First things first, it needs a head gasket. The previous owner made me aware of this before buying. I didn’t think that would be a big deal, but when I got a service manual for it, I was disappointed to find out that the motor has to be removed from the frame in order to remove the head.
Also, I was told that it needs a clutch. Well I assumed that meant it had “worn out” plates or a basket and not “the clutch assembly was stolen off the bike then the cover was put back on” So I have sourced a used clutch assembly and a few other things that are on the way.
Other items it needs are:
- Gaskets for the clutch cover, stator cover, head, valve cover, and cylinder
- Speedometer cable
- Battery
- Starter solenoid
There are probably a few other things I am forgetting, but ill get to those later.
If anyone is interested in buying it when its complete and restored, contact me.
Edit: I lost interest in the project and sold it to a friend. He has finished it and you can see how it looks in the final picture. I think I will stick to dirt bikes!
2004 CRF 250R Valve Adjustment
I picked this bike up on Friday from my friend Mark. It’s his nephew’s bike that he recently purchased. Lately it has become difficult to start. We suspected the valve shims are getting tight, so I offered to check it out for him.
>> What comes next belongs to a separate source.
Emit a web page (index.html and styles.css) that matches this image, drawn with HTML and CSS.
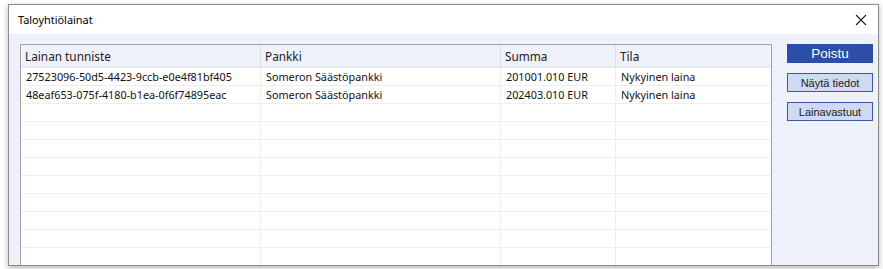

Here it is prior to any work:
My girlfriend Sara likes to turn a wrench too! I am fortunate to have someone who fully supports and helps me fulfill my hobbies.
Finding top dead center:
And here we are with the problem. The intake valves only have .0025″ of clearance. The recommended clearance is .005″ plus or minus 1 thousandth. The exhaust valves had .006″ and .005″ of clearance. Recommended is .011″
At this point, you can just pop in new valve shims from a kit, but to save the customer money, I ground/sanded the existing shims down using a piece of glass as a flat surface and 200 grit wet/dry sandpaper for the initial sand and then finishing off with a 500 grit for the final sanding. I use larger sheets and run in a figure 8 pattern until I have achieved the desired thickness. In this case, I removed .0025″ from each intake shim and .005″ and .006″ respectively from the exhaust shims. To accurately measure this I use a micrometer and measure the shim prior to sanding, then adjust the micrometer for the desired amount removed and lock it. Keep sanding until the shim fits into the micrometer. Then you have successfully adjusted your valves without buying a $79.99 shim kit!
2009 YZ 250f
Its been a long time since an update, and I have been having a hard time finding any project bikes. I think that may change soon, as I have plans to pick up a bike this Friday.
Since I loved the recent 06 yz 250f that I just rebuilt and sold, I decided to try to find one for myself. I ran a Craigslist ad offering my RMz 450 for trade on a 250f or just as a cash sale. I had little response for about a week, but I finally got a call from someone offering me a 2009 yz 25of as an even trade for my 450. Since this was pretty much exactly what I was looking for, I jumped on it and bid farewell to el toro the elbow mangler (my 450).
After looking the bike over, it has some minor cosmetic blemishes, but mechanically its sound. The chain, sprockets, brake pads and front tire are all original. This tells me it has low hours. I’m guessing around 30 since the drive train shows little wear. This bike is completely stock from the ground up. Even has the original bars and grips on it. Here is the list of goodies that I have ordered so far:
- All new blue plastics plus white number plates. (polisport kit)
- 2 sets of one industries graphics.
- Custom printed name/number plates.
- lexx tunable exhaust slip-on with mid-pipe.
- 4.9kg/mm Titanium shock spring. (standard on 09′s is a steel spring that is 1.5lbs heavier)
- #40 leak jet. (helps eliminate the bog coming off idle that seems to be standard on 250f’s)
- SenDec hour meter/tach.
And here are the mods I have either done or am planning to do:
- Re-jetting carb to get better throttle response and to match new pipe.
- Re-shimmed valves since they were on the borderline of being too tight.
- Dropping bike off early next week with Dave @ fastbikeindustries.com to suspension serviced, re-sprung, sag set, and tuned.
Here is what it looked like when I brought it home:
More to come soon. I am anxiously awaiting for my parts to arrive!
Update 2/7/10:
Over the weekend, I stripped the bike down and did some cleaning and installed the new leak jet, hour meter, cleaned the air filter, and just went over everything while doing some cleaning. I got all new plastics and graphics but I am still waiting on my custom-printed name and number plates to arrive, so I will post up new pics when I get them installed.
That’s it for now. I’m dropping it off tomorrow morning to get my suspension tuned so I’ll probably post pics of the final build on Tues or Wed.
Update 2/14/2010:
I picked up the bike last Wednesday from Dave @ Fast Bike Industries. He replaced all the bushings and seals in the forks and also dialed in the suspension for my weight. He set the static and rider sag for both the front and rear with me on the bike wearing my gear in order to get it as accurate as possible. His work is top-notch and I recommend him to anyone looking for suspension work for either off-road or street. His website is www.fastbikeindustries.com
I also got my graphics + custom-printed number plate graphics installed. Here are a few pics:
I am ready to go ride this thing as soon as the weather gets better.